- [DATA SUPPLIED]
▼

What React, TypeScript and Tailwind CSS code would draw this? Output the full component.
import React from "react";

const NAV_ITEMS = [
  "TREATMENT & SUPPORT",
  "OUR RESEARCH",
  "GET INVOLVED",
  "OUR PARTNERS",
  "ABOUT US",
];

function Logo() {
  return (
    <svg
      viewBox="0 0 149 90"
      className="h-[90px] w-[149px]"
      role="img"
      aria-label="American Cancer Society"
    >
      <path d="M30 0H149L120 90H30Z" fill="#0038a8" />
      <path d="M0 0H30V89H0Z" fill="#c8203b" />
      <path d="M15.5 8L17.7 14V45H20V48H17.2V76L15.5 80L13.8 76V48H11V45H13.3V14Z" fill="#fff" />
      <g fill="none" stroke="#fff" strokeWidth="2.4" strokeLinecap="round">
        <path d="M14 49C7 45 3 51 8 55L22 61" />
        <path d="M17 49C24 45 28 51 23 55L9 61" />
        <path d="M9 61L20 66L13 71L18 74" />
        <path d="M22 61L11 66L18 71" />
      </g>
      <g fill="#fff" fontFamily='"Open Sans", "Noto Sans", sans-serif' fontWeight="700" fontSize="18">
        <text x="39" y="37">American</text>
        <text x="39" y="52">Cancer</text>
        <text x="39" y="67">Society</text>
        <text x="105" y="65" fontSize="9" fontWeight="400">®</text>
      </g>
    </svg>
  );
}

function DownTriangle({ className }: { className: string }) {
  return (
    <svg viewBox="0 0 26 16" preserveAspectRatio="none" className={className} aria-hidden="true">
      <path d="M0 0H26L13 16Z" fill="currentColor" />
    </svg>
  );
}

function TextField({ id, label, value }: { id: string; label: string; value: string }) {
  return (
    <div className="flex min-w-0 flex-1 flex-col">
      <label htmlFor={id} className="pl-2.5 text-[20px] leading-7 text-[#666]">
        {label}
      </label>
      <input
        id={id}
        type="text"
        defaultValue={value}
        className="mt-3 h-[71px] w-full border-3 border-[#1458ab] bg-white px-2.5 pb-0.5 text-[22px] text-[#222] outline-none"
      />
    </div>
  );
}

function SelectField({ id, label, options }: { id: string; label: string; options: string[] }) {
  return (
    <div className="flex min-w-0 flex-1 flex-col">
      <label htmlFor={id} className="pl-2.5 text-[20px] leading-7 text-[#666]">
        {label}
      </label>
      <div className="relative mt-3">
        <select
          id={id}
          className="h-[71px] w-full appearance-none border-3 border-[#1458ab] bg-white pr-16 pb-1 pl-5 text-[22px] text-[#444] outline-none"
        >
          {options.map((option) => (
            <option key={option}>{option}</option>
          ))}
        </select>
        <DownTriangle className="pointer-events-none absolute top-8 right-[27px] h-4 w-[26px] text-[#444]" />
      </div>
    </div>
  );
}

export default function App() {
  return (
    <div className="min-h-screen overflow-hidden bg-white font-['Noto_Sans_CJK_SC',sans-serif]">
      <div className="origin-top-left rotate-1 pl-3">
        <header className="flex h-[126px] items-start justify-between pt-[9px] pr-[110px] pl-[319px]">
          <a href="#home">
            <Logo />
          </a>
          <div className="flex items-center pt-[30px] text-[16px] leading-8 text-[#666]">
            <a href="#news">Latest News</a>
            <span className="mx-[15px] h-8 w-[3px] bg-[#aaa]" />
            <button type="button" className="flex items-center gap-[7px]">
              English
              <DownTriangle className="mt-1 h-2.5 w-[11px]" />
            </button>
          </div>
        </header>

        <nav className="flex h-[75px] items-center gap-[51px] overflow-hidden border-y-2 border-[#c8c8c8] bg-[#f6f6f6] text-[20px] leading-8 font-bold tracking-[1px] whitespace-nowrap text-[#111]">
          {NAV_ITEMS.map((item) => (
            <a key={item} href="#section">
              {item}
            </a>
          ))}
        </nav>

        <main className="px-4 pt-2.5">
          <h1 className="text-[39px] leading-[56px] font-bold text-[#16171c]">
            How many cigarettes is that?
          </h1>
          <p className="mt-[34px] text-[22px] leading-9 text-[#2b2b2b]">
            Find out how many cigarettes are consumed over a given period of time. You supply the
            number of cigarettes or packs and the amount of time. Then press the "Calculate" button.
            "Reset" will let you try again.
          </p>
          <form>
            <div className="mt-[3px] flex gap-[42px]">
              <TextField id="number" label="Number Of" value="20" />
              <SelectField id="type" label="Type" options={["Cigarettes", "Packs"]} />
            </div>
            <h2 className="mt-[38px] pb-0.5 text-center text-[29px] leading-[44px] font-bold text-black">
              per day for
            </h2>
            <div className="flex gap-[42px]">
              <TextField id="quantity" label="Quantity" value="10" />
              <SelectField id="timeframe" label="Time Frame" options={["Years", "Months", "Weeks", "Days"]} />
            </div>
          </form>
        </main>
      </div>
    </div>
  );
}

▲
▼

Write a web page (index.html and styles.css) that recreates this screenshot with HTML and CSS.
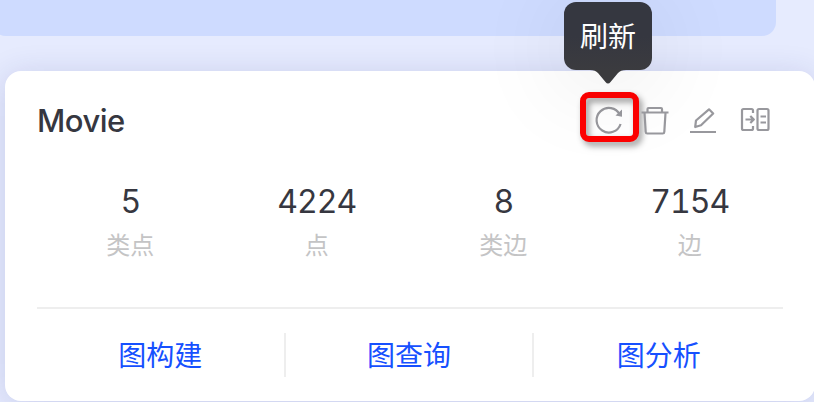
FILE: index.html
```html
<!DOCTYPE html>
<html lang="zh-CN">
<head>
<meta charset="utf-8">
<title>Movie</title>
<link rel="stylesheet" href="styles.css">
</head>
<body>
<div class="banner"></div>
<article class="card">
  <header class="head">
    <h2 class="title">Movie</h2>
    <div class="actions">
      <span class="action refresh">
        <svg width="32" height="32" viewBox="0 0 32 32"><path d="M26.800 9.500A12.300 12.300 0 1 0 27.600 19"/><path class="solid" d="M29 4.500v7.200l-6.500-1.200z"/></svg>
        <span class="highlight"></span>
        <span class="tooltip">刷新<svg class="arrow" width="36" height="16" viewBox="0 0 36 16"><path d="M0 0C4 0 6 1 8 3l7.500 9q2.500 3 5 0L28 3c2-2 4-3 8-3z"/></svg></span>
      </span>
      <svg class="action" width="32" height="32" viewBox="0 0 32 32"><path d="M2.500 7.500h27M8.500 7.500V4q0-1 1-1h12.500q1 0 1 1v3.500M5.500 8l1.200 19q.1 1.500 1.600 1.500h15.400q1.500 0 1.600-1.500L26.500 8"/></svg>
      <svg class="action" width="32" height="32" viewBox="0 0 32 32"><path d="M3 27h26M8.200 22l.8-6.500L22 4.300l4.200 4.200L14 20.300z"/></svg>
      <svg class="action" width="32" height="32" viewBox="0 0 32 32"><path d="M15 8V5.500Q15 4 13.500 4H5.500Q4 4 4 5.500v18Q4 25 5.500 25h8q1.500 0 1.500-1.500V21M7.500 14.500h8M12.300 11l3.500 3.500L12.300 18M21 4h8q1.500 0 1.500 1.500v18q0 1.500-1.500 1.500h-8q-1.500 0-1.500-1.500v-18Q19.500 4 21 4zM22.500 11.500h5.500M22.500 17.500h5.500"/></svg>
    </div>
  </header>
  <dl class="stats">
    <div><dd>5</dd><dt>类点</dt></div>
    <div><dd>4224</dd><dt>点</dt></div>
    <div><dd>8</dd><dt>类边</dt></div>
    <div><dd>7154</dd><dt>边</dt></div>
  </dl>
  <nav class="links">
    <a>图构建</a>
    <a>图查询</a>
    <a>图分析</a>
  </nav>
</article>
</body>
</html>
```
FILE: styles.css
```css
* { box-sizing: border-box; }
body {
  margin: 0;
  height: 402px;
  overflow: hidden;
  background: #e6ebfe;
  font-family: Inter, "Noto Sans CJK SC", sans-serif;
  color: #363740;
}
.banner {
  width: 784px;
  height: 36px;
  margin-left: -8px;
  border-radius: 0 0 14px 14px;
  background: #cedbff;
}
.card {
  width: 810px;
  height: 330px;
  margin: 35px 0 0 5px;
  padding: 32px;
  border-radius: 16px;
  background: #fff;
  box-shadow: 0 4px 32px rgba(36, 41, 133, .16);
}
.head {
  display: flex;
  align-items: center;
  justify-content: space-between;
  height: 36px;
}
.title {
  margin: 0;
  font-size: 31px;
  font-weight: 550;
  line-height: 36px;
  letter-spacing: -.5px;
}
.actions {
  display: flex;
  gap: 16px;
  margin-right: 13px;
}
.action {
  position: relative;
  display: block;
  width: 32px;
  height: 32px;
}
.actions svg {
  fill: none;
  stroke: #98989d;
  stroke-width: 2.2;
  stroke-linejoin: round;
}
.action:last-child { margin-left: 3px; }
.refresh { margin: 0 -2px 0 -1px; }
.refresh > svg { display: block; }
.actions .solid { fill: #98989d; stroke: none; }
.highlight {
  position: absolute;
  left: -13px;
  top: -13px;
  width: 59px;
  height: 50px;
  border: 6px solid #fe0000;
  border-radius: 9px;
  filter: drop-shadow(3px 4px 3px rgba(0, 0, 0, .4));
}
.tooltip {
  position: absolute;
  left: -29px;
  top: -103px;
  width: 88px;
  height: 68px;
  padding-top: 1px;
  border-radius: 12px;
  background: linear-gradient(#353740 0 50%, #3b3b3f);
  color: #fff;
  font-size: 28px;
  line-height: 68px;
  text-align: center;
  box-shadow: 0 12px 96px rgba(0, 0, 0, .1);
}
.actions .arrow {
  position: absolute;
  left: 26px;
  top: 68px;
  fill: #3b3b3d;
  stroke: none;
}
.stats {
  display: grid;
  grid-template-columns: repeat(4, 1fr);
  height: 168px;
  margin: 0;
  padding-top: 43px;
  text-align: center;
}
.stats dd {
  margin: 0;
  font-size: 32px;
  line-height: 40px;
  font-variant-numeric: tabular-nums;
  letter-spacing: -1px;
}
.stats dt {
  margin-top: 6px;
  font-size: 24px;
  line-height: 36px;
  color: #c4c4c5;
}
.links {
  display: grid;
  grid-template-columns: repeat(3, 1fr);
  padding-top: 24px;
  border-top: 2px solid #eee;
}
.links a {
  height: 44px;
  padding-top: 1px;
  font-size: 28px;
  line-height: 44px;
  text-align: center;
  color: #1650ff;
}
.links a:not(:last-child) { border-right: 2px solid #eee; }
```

▲

- [AIM]
Gather up the lines containing the word "React" from these records and copy them.

- [RESPONSE TO THE TASK]
What React, TypeScript and Tailwind CSS code would draw this? Output the full component.
import React from "react";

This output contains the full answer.